La major Sarah Thompson, qui a servi deux rotations en Lettonie, a décrit l’évolution de la mission : « Nous ne faisons plus seulement de l’entraînement. Nous nous préparons à des éventualités réelles tout en aidant la Lettonie à développer ses propres capacités de défense. C’est un travail exigeant mais profondément gratifiant. »
La prolongation a reçu un large soutien politique au Canada, mais non sans critiques. Le critique de l’opposition en matière de défense, James Bezan, s’est demandé si le gouvernement fournit des ressources adéquates : « Ils prolongent la mission sans s’attaquer aux lacunes critiques en matière d’équipement ou à la crise croissante du personnel dans notre armée. »
Des recherches d’opinion publique menées par l’Institut Angus Reid montrent que 64% des Canadiens soutiennent la mission en Lettonie, bien que beaucoup restent peu familiers avec ses détails ou son importance stratégique. Ce fossé de connaissances trouble les familles militaires qui se sentent déconnectées de la compréhension publique de leurs sacrifices.
Melissa Crawford, dont le conjoint est actuellement déployé en Lettonie, a partagé sa perspective : « Les gens nous remercient pour notre service, mais la plupart ne comprennent pas ce que la mission implique ou pourquoi elle est importante. Parfois, on a l’impression de porter ce fardeau seuls. »
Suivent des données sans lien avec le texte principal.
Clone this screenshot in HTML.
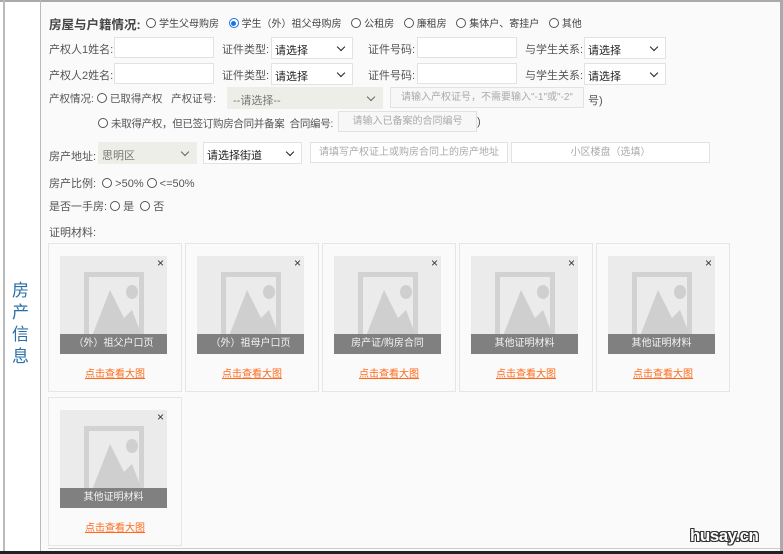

Alors que le Canada approfondit son engagement en Lettonie, la mission représente de plus en plus qu’une simple dissuasion militaire—elle devient une pierre angulaire de la politique étrangère canadienne en Europe. La question demeure de savoir si cette présence prolongée atteindra ses objectifs stratégiques de contenir les ambitions russes tout en renforçant la détermination collective de l’OTAN.
Pour les troupes qui se relaient en Lettonie jusqu’en 2029, la mission se poursuit indépendamment de ces questions géopolitiques plus larges. Ils se concentrent sur leurs responsabilités quotidiennes : maintenir l’état de préparation, développer l’interopérabilité avec les alliés et représenter le Canada sur la frontière est de l’OTAN—un jour à la fois.